┌────────
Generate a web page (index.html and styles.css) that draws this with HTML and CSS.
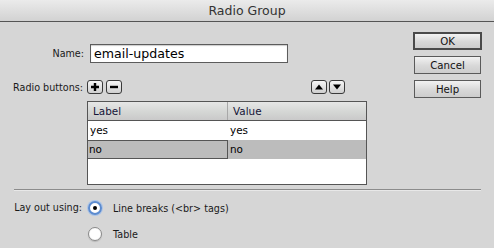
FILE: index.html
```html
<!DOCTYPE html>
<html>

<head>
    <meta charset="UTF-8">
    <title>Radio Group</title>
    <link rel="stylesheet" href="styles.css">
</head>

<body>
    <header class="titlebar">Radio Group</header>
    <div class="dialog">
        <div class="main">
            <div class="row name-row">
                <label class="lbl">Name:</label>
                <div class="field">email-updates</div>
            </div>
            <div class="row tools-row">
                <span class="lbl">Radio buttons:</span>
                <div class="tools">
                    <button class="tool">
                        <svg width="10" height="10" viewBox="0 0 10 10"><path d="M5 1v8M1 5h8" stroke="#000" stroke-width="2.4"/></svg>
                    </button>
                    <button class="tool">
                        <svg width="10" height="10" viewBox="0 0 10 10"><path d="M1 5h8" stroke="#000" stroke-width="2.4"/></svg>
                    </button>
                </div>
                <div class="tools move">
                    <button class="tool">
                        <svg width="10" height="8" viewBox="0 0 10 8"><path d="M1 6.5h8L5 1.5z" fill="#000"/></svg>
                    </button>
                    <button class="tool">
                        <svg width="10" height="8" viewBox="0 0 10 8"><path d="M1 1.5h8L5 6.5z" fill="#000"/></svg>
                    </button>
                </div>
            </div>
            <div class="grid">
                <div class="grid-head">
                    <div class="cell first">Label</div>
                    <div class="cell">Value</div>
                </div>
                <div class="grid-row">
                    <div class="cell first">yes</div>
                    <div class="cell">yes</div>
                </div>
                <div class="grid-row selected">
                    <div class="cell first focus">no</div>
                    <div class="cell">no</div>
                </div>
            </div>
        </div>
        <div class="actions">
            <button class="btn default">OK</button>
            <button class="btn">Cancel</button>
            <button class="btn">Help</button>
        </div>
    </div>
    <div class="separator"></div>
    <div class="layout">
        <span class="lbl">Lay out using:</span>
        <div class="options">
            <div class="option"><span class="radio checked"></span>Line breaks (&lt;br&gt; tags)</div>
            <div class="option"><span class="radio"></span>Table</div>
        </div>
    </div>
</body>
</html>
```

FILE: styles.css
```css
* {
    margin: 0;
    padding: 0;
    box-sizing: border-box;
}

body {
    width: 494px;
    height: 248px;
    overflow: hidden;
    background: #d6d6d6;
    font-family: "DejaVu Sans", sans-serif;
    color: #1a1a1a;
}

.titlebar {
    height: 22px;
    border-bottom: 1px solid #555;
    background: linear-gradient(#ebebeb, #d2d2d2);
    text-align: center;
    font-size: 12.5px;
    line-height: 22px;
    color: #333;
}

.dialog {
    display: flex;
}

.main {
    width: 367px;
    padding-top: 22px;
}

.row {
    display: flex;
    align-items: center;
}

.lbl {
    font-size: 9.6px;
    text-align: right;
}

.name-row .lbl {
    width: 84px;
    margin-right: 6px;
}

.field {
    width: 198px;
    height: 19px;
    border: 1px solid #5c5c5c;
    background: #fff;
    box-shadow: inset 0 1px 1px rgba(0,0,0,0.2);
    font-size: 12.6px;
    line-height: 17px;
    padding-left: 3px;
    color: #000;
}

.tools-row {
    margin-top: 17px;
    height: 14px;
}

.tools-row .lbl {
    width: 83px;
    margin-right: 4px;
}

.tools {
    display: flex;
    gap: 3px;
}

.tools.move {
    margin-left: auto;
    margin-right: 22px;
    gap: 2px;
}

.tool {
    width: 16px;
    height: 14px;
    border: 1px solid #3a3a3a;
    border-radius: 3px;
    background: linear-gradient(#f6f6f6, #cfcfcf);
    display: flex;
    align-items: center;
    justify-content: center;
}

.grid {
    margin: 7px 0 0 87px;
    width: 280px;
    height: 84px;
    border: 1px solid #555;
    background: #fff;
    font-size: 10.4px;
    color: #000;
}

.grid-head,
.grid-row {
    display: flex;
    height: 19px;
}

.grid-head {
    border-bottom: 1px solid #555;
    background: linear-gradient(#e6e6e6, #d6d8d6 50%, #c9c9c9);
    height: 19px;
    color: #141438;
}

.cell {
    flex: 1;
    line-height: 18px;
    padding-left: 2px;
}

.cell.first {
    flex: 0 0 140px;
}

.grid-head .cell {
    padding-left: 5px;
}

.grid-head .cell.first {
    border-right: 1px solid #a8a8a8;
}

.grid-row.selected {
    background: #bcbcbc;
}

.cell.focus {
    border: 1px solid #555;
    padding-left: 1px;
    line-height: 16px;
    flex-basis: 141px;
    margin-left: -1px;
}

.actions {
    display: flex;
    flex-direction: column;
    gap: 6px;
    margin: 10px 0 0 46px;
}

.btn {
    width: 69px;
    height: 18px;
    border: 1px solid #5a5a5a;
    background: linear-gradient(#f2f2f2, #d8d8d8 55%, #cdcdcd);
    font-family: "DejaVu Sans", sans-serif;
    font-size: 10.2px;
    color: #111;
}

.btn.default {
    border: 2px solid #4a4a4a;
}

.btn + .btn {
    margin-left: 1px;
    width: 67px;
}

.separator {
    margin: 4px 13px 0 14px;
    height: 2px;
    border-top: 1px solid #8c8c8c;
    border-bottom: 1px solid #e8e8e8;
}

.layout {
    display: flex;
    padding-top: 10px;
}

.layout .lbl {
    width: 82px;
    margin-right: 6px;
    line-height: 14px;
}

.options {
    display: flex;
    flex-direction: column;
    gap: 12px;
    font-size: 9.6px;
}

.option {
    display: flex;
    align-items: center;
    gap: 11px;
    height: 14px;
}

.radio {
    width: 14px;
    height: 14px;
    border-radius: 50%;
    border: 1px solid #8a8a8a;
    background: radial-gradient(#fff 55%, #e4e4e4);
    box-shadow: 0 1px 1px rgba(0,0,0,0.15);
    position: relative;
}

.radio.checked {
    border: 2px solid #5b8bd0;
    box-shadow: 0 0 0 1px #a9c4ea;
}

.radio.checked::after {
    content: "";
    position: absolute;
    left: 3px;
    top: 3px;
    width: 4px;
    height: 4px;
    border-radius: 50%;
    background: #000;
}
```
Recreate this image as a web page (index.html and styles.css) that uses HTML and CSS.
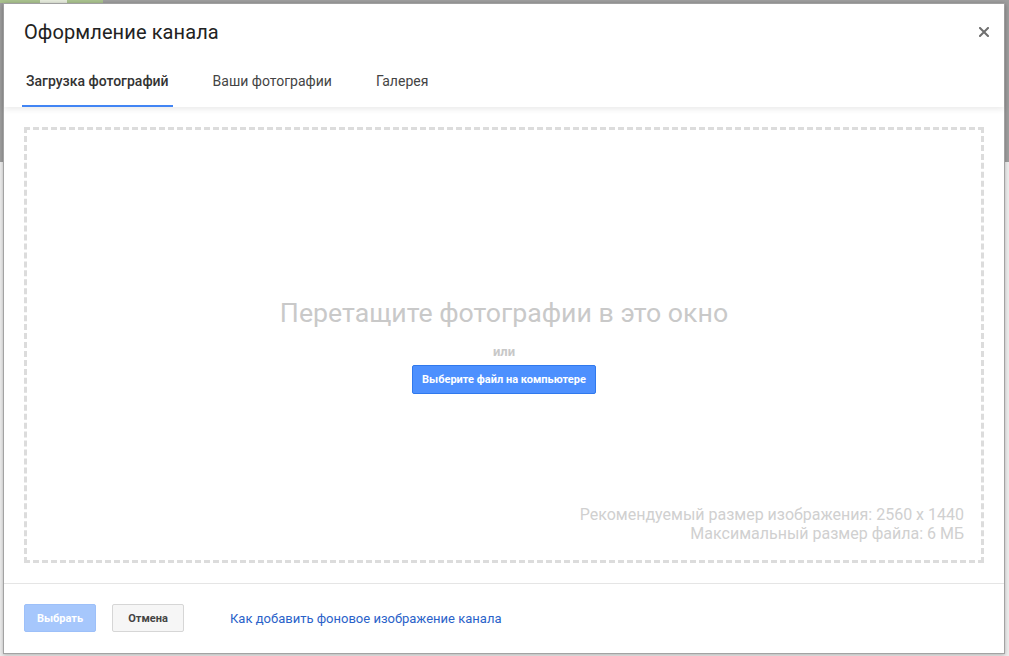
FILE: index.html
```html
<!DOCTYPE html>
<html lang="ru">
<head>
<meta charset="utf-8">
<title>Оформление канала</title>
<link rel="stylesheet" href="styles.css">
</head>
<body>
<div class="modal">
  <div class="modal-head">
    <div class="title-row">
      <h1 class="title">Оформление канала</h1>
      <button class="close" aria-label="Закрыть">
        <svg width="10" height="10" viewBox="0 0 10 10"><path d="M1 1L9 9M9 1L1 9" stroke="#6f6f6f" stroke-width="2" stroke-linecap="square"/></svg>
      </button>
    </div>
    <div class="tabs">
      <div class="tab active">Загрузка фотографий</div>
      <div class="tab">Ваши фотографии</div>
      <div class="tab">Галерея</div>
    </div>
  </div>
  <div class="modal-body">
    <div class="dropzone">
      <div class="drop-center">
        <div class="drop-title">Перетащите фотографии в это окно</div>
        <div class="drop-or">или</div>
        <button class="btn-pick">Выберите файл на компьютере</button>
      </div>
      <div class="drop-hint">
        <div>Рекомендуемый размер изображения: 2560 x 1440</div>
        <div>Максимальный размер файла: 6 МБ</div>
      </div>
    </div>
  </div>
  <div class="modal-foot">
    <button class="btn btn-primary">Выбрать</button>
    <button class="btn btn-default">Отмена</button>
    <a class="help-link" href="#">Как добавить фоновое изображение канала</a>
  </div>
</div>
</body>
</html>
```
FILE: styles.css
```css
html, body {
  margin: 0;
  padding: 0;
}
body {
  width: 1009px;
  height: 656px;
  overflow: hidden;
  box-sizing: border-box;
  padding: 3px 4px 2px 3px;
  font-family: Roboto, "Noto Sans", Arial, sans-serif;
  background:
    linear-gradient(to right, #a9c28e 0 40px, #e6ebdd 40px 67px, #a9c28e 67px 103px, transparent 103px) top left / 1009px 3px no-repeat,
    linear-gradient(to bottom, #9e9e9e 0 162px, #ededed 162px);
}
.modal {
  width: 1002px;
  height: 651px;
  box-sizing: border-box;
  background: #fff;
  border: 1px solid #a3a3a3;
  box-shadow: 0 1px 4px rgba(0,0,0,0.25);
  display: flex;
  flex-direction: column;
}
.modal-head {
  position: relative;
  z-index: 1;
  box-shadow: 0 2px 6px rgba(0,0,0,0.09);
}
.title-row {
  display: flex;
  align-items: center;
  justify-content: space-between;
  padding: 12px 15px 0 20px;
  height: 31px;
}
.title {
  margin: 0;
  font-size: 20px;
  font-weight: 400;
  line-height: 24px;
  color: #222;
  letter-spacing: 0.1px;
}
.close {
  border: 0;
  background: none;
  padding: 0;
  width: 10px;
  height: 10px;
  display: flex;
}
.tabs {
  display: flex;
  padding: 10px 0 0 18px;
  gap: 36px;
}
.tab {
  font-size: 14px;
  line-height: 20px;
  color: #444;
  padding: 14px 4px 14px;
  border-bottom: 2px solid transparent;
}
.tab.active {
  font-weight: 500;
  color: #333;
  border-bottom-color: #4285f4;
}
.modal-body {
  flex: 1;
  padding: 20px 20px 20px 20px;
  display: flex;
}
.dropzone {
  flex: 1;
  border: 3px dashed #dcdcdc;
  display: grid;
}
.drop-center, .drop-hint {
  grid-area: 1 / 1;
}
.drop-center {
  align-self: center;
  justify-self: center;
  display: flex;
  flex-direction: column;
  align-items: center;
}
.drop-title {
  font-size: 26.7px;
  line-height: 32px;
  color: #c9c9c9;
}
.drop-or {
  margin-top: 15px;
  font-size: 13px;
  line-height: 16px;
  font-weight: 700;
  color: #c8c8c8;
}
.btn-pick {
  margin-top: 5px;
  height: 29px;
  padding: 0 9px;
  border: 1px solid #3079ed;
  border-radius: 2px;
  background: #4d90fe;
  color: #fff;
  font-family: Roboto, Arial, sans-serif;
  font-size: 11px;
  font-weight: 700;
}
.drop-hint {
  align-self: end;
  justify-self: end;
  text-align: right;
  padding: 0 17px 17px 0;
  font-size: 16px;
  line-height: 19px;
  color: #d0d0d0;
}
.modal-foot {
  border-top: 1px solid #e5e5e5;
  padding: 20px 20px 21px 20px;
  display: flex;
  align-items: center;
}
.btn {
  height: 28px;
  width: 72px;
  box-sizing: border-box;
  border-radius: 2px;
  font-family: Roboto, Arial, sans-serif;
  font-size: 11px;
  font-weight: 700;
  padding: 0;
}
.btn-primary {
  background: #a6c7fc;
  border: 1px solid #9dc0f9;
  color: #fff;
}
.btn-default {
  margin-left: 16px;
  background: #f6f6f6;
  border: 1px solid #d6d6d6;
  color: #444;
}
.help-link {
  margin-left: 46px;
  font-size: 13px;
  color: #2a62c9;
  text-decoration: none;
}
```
└────────
# Written exercise
Point out every line holding the string "this" and copy it.

# Answer
Generate a web page (index.html and styles.css) that draws this with HTML and CSS.
Recreate this image as a web page (index.html and styles.css) that uses HTML and CSS.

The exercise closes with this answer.